Sports column: Will Kentucky and South Carolina leave C-USA, too?
Published 10:00 am Sunday, November 7, 2021
All of the recent realignment in college sports can make you dizzy if you let it.
Southern Miss is heading to the Sun Belt. Texas and Oklahoma are coming to the SEC. But what will the next round bring? With Conference USA disintegrating, will Kentucky and South Carolina have to find new homes? Is Alabama looking to jump ship from the Big 12? Little Rock seems ensconced in the Pac-12, but you never know when a better offer will come along.
Wait, what?
The conference alignments we all know and love are only part of the NCAA sports landscape. Just beyond that is a veritable Twilight Zone of curious combinations, eccentric enrollments and perplexing pairings known as affiliate memberships.
You see, not every conference offers every sport under the sun, and not every school in every conference plays every sport at the varsity level. The mighty Southeastern Conference, for example, does not sponsor men’s soccer. Conference USA does. So the handful of schools participating in those sports compete in leagues beyond their own.
It’s how Kentucky and South Carolina became members of Conference USA’s soccer league. Similarly, Alabama is in the Big 12 whenever women’s rowing season begins, while tiny Little Rock leaves Arkansas and heads way out west to compete against Pac-12 schools in wrestling.

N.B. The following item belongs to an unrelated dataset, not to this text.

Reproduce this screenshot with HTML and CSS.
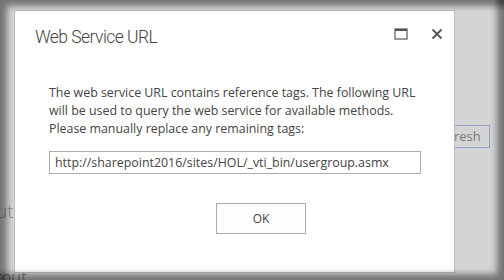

Most affiliate memberships appear to be marriages of convenience, with geography and opportunity playing the biggest roles. South Dakota State and Northern Iowa, for example, would never be invited to join the Big 12 as full members, but are natural fits to fill a few empty spots in its wrestling league.
Some niche sports even have their own conferences outside the umbrellas of the traditional leagues. The sport of rifle has five, three of which are specific to that sport. Ole Miss is one of nine members of the Great America Rifle Conference.
When Southern Miss announced it was leaving Conference USA for the Sun Belt two weeks ago, one of the questions asked was about the future of the beach volleyball program. C-USA sponsors the sport and the Sun Belt does not.
There was no immediate answer, but Southern Miss should have some options. It could conceivably stay in C-USA for that sport — Sun Belt members Georgia State, Coastal Carolina and Louisiana-Monroe already are there — or maybe join the Coastal Collegiate Sports Association.
The CCSA has 17 schools from nine primary conferences who participate in beach volleyball, swimming and diving. The membership includes big SEC programs like LSU and South Carolina, as well as tiny ones like Bellarmine (Atlantic Sun Conference), Campbell (Big South) and Incarnate Word (Southland).
The world of affiliate memberships and alternative conferences is indeed a strange and fascinating realm. Competition, like water, finds a way. It also makes strange bedfellows and matchups.
Now, if you’ll excuse me, it’s time to wrap this up. We have to make arrangements to cover the big Ole Miss at Alaska-Fairbanks rifle match in January.